Chamou o líder indígena para a defesa das  terras homologadas com base na Constituição Federal. “Não há como derrubar  as homologações”.  Chamou para a guerra contra a PEC 215, e à luta por demarcações de novas áreas. Defendeu que cada povo dentro de seu território tenha autonomia para deliberar sobre como viver em suas terras e manter sua cultura.
 
A fala de Ailton Krenak foi acompanhada por várias lideranças indígenas locais e outros membros da comunidade. Entre os que se manifestaram Paulo Tupinkim, coordenador da Articulação dos Povos e Organizações Indígenas do NE, MG e ES (Apoinme). 
 
O cacique Sizenando se manifestou: “Que essa conferência não fique somente no papel. Que venha ao encontro das necessidades indígenas”. Os Tupinikim e Guarani capixabas têm cerca 3.800 pessoas, das quais cerca de  400 guarani. São dez aldeias das duas etnias.
 
No Brasil
 
Segundo o IBGE, o Censo 2010 registrou no país 305 etnias, que falam 274 línguas indígenas.  E que a  população indígena no Brasil era de 896,9 mil em 2012.
 
O direito à  terra indígena não é criada por ato constitutivo, e sim reconhecida a partir de requisitos técnicos e legais, nos termos da Constituição Federal de 1988.
 
Por se tratar de um bem da União, a terra indígena é inalienável e indisponível, e os direitos sobre ela são imprescritíveis.

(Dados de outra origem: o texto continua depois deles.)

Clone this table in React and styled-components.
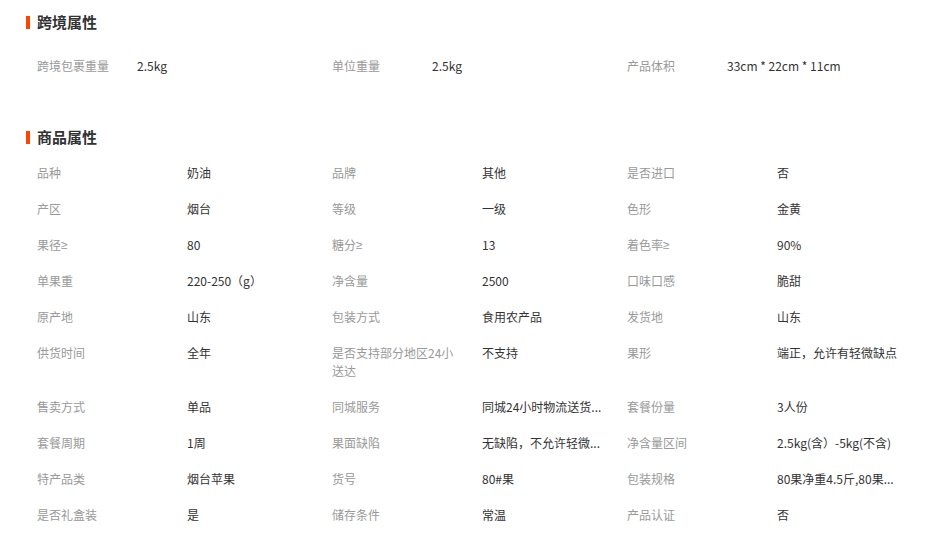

As terras indígenas são o suporte do modo de vida diferenciado e insubstituível povos indígenas que habitam o Brasil.
 
Das terras indígenas do Brasil, apenas 1,58% , espalha-se pelas regiões Nordeste, Sudeste, Sul e estado do Mato Grosso do Sul.   As terras restantes estão concentradas na Amazônia Legal. No total são 113.599.277 hectares de erras indígenas,  de 851.196.500 hectares, ou seja, 8.511.965 quilômetros do território nacional.